-- start Data --

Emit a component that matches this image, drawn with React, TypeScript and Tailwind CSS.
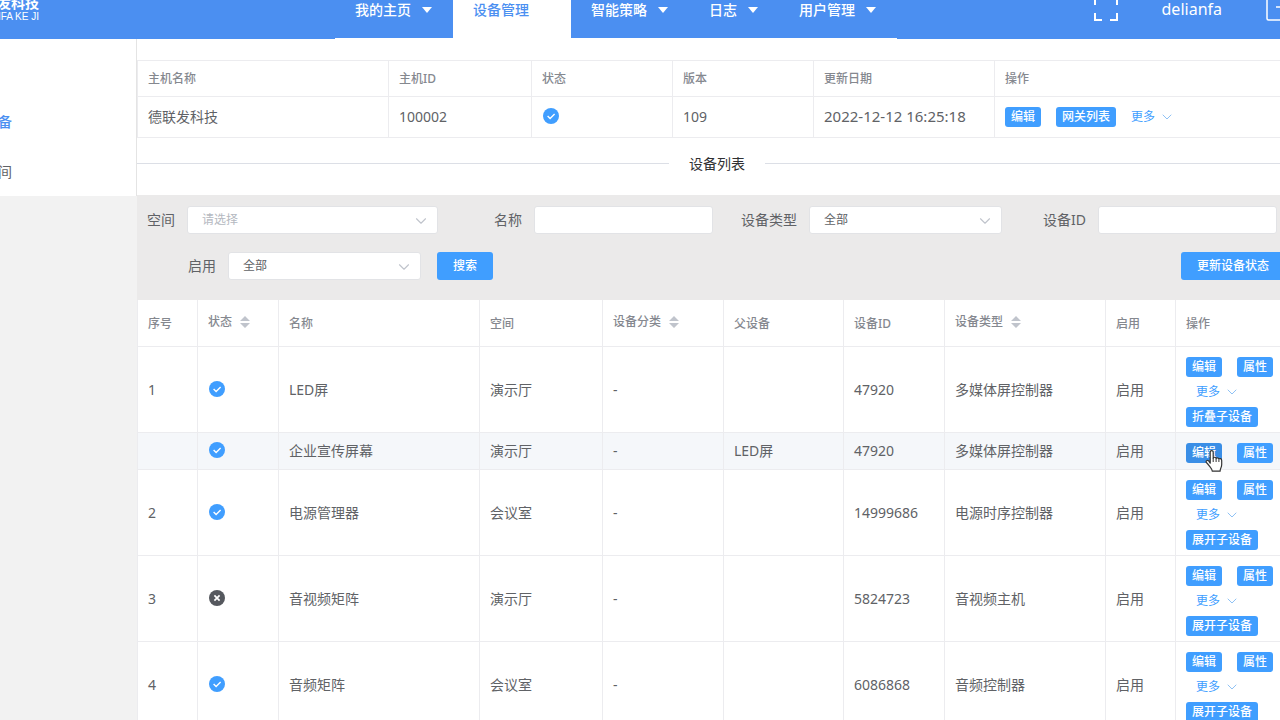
import React, { useState } from 'react';
import { ChevronDown } from 'lucide-react';

interface Device {
  id: string;
  index: string;
  online: boolean;
  name: string;
  space: string;
  parent: string;
  deviceId: string;
  type: string;
  toggle?: string;
}

const navItems = ['我的主页', '设备管理', '智能策略', '日志', '用户管理'];

const devices: Device[] = [
  { id: 'led', index: '1', online: true, name: 'LED屏', space: '演示厅', parent: '', deviceId: '47920', type: '多媒体屏控制器', toggle: '折叠子设备' },
  { id: 'led-child', index: '', online: true, name: '企业宣传屏幕', space: '演示厅', parent: 'LED屏', deviceId: '47920', type: '多媒体屏控制器' },
  { id: 'power', index: '2', online: true, name: '电源管理器', space: '会议室', parent: '', deviceId: '14999686', type: '电源时序控制器', toggle: '展开子设备' },
  { id: 'av', index: '3', online: false, name: '音视频矩阵', space: '演示厅', parent: '', deviceId: '5824723', type: '音视频主机', toggle: '展开子设备' },
  { id: 'audio', index: '4', online: true, name: '音频矩阵', space: '会议室', parent: '', deviceId: '6086868', type: '音频控制器', toggle: '展开子设备' },
];

const columns = [
  { label: '序号', width: 'w-[60px]' },
  { label: '状态', width: 'w-[81px]', sortable: true },
  { label: '名称', width: 'w-[201px]' },
  { label: '空间', width: 'w-[123px]' },
  { label: '设备分类', width: 'w-[121px]', sortable: true },
  { label: '父设备', width: 'w-[120px]' },
  { label: '设备ID', width: 'w-[101px]' },
  { label: '设备类型', width: 'w-[161px]', sortable: true },
  { label: '启用', width: 'w-[70px]' },
  { label: '操作', width: '' },
];

const hostColumns = [
  { label: '主机名称', width: 'w-[251px]' },
  { label: '主机ID', width: 'w-[143px]' },
  { label: '状态', width: 'w-[141px]' },
  { label: '版本', width: 'w-[141px]' },
  { label: '更新日期', width: 'w-[181px]' },
  { label: '操作', width: '' },
];

const thClass = 'border-r border-b border-[#ececef] pl-2.5 text-left text-xs font-medium text-[#85888f]';
const tdClass = 'border-r border-b border-[#ececef] pl-2.5';

function StatusIcon({ online }: { online: boolean }) {
  return (
    <svg viewBox="0 0 16 16" className="mb-0.5 ml-px size-4" aria-label={online ? '在线' : '离线'}>
      <circle cx="8" cy="8" r="8" fill={online ? '#409eff' : '#55585e'} />
      {online ? (
        <path d="M4.6 8.1l2.5 2.4 4.5-4.4" fill="none" stroke="#fff" strokeWidth="1.4" />
      ) : (
        <path d="M5.4 5.4l5.2 5.2M10.6 5.4l-5.2 5.2" fill="none" stroke="#fff" strokeWidth="1.7" />
      )}
    </svg>
  );
}

function SortIcon() {
  return (
    <svg viewBox="0 0 10 12" className="ml-2 h-3 w-2.5" fill="#c0c4cc">
      <path d="M5 0l5 5H0zM5 12l5-5H0z" />
    </svg>
  );
}

function SmallButton({ children, hovered }: { children: React.ReactNode; hovered?: boolean }) {
  return (
    <button
      className={`h-5 rounded-[3px] px-1.5 text-xs leading-5 font-medium text-white hover:bg-[#3a8ee6] ${
        hovered ? 'bg-[#3a8ee6]' : 'bg-[#409eff]'
      }`}
    >
      {children}
    </button>
  );
}

function MoreButton() {
  return (
    <button className="flex items-center gap-1 text-xs text-[#409eff]">
      更多
      <ChevronDown className="size-4 text-[#8fc2f5]" strokeWidth={1.5} />
    </button>
  );
}

function HandCursor() {
  return (
    <svg viewBox="0 0 20 24" className="pointer-events-none absolute top-2.5 left-[18px] h-6 w-5">
      <path
        d="M6.2 14.2V3.2c0-2.2 3-2.2 3 0v6.2c.2-1.6 2.8-1.5 2.9.3.4-1.4 2.7-1.2 2.8.6.6-1.2 2.8-.8 2.8 1.1v4.2c0 1.8-.4 2.6-1 3.8-.5 1.1-.6 1.7-.6 2.8H8.3c-.1-1.6-.8-2.5-1.9-3.8-1.5-1.9-2.4-3.3-3.8-4.6-1.5-1.4.6-3.2 2.1-1.9z"
        fill="#fff"
        stroke="#333"
        strokeWidth="1.2"
        strokeLinejoin="round"
      />
      <path d="M9.2 9.5V13M12.1 10v3M14.9 11v2" stroke="#333" strokeWidth="1" />
    </svg>
  );
}

interface FilterSelectProps {
  id: string;
  label: string;
  options: string[];
  labelWidth: string;
  width: string;
  placeholder?: boolean;
}

function FilterSelect({ id, label, options, labelWidth, width, placeholder }: FilterSelectProps) {
  return (
    <div className="flex shrink-0 items-center">
      <label htmlFor={id} className={`${labelWidth} pr-3 text-right`}>
        {label}
      </label>
      <div className={`relative ${width}`}>
        <select
          id={id}
          className={`h-7 w-full appearance-none rounded-[3px] border border-[#e2e3e6] bg-white pl-3.5 text-xs ${
            placeholder ? 'text-[#b4b8c0]' : 'text-[#606266]'
          }`}
        >
          {options.map((option) => (
            <option key={option}>{option}</option>
          ))}
        </select>
        <ChevronDown className="pointer-events-none absolute top-1.5 right-2 size-4.5 text-[#c0c4cc]" strokeWidth={1.5} />
      </div>
    </div>
  );
}

function FilterInput({ id, label }: { id: string; label: string }) {
  const [value, setValue] = useState('');

  return (
    <div className="flex shrink-0 items-center">
      <label htmlFor={id} className="w-24 pr-3 text-right">
        {label}
      </label>
      <input
        id={id}
        value={value}
        onChange={(e) => setValue(e.target.value)}
        className="h-7 w-[179px] rounded-[3px] border border-[#e2e3e6] bg-white px-3 text-xs"
      />
    </div>
  );
}

function Header() {
  const [active, setActive] = useState('设备管理');

  return (
    <header className="flex h-15 items-center bg-[#4b8ff1] text-white">
      <div className="flex w-10 flex-col items-end justify-center overflow-hidden pr-px whitespace-nowrap">
        <span className="text-sm leading-4 font-bold">德联发科技</span>
        <span className="font-['Liberation_Sans',sans-serif] text-[10px] leading-3">DELIANFA KE JI</span>
      </div>
      <nav className="ml-[295px] flex h-full border-b border-white">
        {navItems.map((item) => (
          <button
            key={item}
            onClick={() => setActive(item)}
            className={`flex items-center gap-2.5 px-5 pt-0.5 text-sm font-medium ${
              active === item ? 'bg-white text-[#4b8ff1]' : ''
            }`}
          >
            {item}
            <svg viewBox="0 0 12 6" className="h-1.5 w-3" fill="#fff">
              <path d="M1 0h10L6 6z" />
            </svg>
          </button>
        ))}
      </nav>
      <div className="ml-auto flex items-center gap-11 pr-[7px]">
        <button aria-label="全屏">
          <svg viewBox="0 0 24 24" className="size-6" fill="none" stroke="#fff" strokeWidth="2">
            <path d="M1 8V1h7M16 1h7v7M23 16v7h-7M8 23H1v-7" />
          </svg>
        </button>
        <span className="text-base leading-4">delianfa</span>
        <button aria-label="退出">
          <svg viewBox="0 0 24 24" className="size-6" fill="none" stroke="#fff" strokeWidth="1.5">
            <path d="M16 5V2.5A1.5 1.5 0 0 0 14.5 1h-12A1.5 1.5 0 0 0 1 2.5v19A1.5 1.5 0 0 0 2.5 23h12a1.5 1.5 0 0 0 1.5-1.5V17M10 10h13M19 6l4 4-4 4" />
          </svg>
        </button>
      </div>
    </header>
  );
}

function HostTable() {
  return (
    <table className="w-full table-fixed border-separate border-spacing-0 border-t border-l border-[#ececef]">
      <thead>
        <tr className="h-9">
          {hostColumns.map((col) => (
            <th key={col.label} className={`${thClass} ${col.width}`}>
              {col.label}
            </th>
          ))}
        </tr>
      </thead>
      <tbody>
        <tr className="h-[41px]">
          <td className={tdClass}>德联发科技</td>
          <td className={tdClass}>100002</td>
          <td className={tdClass}>
            <StatusIcon online />
          </td>
          <td className={tdClass}>109</td>
          <td className={`${tdClass} text-[15px]`}>2022-12-12 16:25:18</td>
          <td className={tdClass}>
            <div className="flex items-center gap-[15px]">
              <SmallButton>编辑</SmallButton>
              <SmallButton>网关列表</SmallButton>
              <MoreButton />
            </div>
          </td>
        </tr>
      </tbody>
    </table>
  );
}

function DeviceTable() {
  return (
    <table className="w-full table-fixed border-separate border-spacing-0 border-l border-[#ececef]">
      <thead>
        <tr className="h-[47px]">
          {columns.map((col) => (
            <th key={col.label} className={`${thClass} ${col.width}`}>
              {col.sortable ? (
                <span className="flex items-center pb-0.5">
                  {col.label}
                  <SortIcon />
                </span>
              ) : (
                <span className="block pt-0.5">{col.label}</span>
              )}
            </th>
          ))}
        </tr>
      </thead>
      <tbody>
        {devices.map((device) => (
          <tr key={device.id} className={device.toggle ? 'h-[86px]' : 'h-[37px] bg-[#f5f7fa]'}>
            <td className={tdClass}>{device.index}</td>
            <td className={tdClass}>
              <StatusIcon online={device.online} />
            </td>
            <td className={tdClass}>{device.name}</td>
            <td className={tdClass}>{device.space}</td>
            <td className={tdClass}>-</td>
            <td className={tdClass}>{device.parent}</td>
            <td className={tdClass}>{device.deviceId}</td>
            <td className={tdClass}>{device.type}</td>
            <td className={tdClass}>启用</td>
            <td className={tdClass}>
              <div className="relative flex gap-[15px] pt-1">
                <SmallButton hovered={!device.toggle}>编辑</SmallButton>
                <SmallButton>属性</SmallButton>
                {!device.toggle && <HandCursor />}
              </div>
              {device.toggle && (
                <>
                  <div className="flex h-[30px] items-center pl-2.5">
                    <MoreButton />
                  </div>
                  <div className="flex">
                    <SmallButton>{device.toggle}</SmallButton>
                  </div>
                </>
              )}
            </td>
          </tr>
        ))}
      </tbody>
    </table>
  );
}

export default function App() {
  return (
    <div className="h-screen overflow-hidden bg-[#f2f2f2] font-['Noto_Sans','Noto_Sans_CJK_SC',sans-serif] text-sm text-[#606266]">
      {/* scrolled view: the page runs past the top and right edges */}
      <div className="-mt-[21px] -mr-[17px]">
        <Header />
        <div className="flex items-start">
          <aside className="w-[137px] shrink-0 border-r border-[#e4e4e4] bg-white pt-[57px]">
            <nav className="-ml-4 flex flex-col">
              <a href="#device" className="flex h-[50px] items-center pt-0.5 font-medium text-[#4b8ff1]">
                设备
              </a>
              <a href="#space" className="flex h-[50px] items-center pt-0.5">
                空间
              </a>
            </nav>
          </aside>
          <main className="min-w-0 flex-1 bg-white pt-[21px]">
            <HostTable />
            <div className="mb-1.5 flex h-[51px] items-center gap-5 text-[#303133]">
              <span className="h-px flex-1 bg-[#dcdfe6]" />
              <h2>设备列表</h2>
              <span className="h-px flex-1 bg-[#dcdfe6]" />
            </div>
            <form className="space-y-[18px] bg-[#ebeaea] pt-[11px] pb-5" onSubmit={(e) => e.preventDefault()}>
              <div className="flex">
                <FilterSelect id="space" label="空间" options={['请选择']} labelWidth="w-[50px]" width="w-[251px]" placeholder />
                <FilterInput id="name" label="名称" />
                <FilterSelect id="type" label="设备类型" options={['全部']} labelWidth="w-24" width="w-[193px]" />
                <FilterInput id="device-id" label="设备ID" />
              </div>
              <div className="flex items-center">
                <FilterSelect id="enabled" label="启用" options={['全部']} labelWidth="w-[91px]" width="w-[193px]" />
                <button className="ml-4 h-7 rounded-[3px] bg-[#409eff] px-4 text-xs font-medium text-white">搜索</button>
                <button className="mr-3 ml-auto h-7 rounded-[3px] bg-[#409eff] px-4 text-xs font-medium text-white">
                  更新设备状态
                </button>
              </div>
            </form>
            <DeviceTable />
          </main>
        </div>
      </div>
    </div>
  );
}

-- end Data --

Take the material above from its first line through the line holding "const navItems = ['我的主页', '设备管理', '智能策略', '日志', '用户管理'];" and set it down exactly, without the pictures.

◆ Expected answer
Emit a component that matches this image, drawn with React, TypeScript and Tailwind CSS.
import React, { useState } from 'react';
import { ChevronDown } from 'lucide-react';

interface Device {
  id: string;
  index: string;
  online: boolean;
  name: string;
  space: string;
  parent: string;
  deviceId: string;
  type: string;
  toggle?: string;
}

const navItems = ['我的主页', '设备管理', '智能策略', '日志', '用户管理'];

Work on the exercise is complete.